Of the programs highlighted at the event, two are housed within the Hopkins Extreme Materials Institute. Both HEMI-affiliated programs strive to make the world a safer place by expanding the horizons of materials science in extreme environments. Knowledge gained from both programs has the potential to bolster national defense, making them particularly valuable to government partners and collaborators.
The MEDE+ program, within HEMI’s Center on Artificial Intelligence for Materials in Extreme Environments (CAIMEE), aims to explore the possibilities of AI in materials design. By utilizing AI, machine learning, and automation, researchers hope to create a facility that can accelerate the modelling, production, and testing of materials. The program has the potential to revolutionize high-throughput materials design, facilitating the creation of materials with tailored properties for use in extreme environments, with a focus on materials of interest to its partners at DEVCOM Army Research Laboratory.
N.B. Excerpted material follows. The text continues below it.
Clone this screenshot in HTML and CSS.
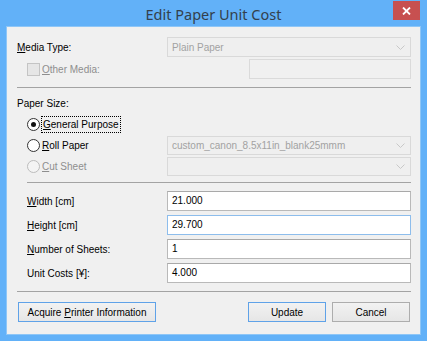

Rayna Mehta, a graduate student studying materials science in the Whiting School of Engineering, explained some of the cutting-edge work being done in the MEDE+ program while Bess Bieluczyk, CAIMEE’s program manager, presented information about the program’s new state-of-the-art materials fabrication facility. This facility, the Artificial Intelligence for Materials Design (AIMD) Laboratory, is currently being built in the historic Stieff Silver Building and is set to open this fall.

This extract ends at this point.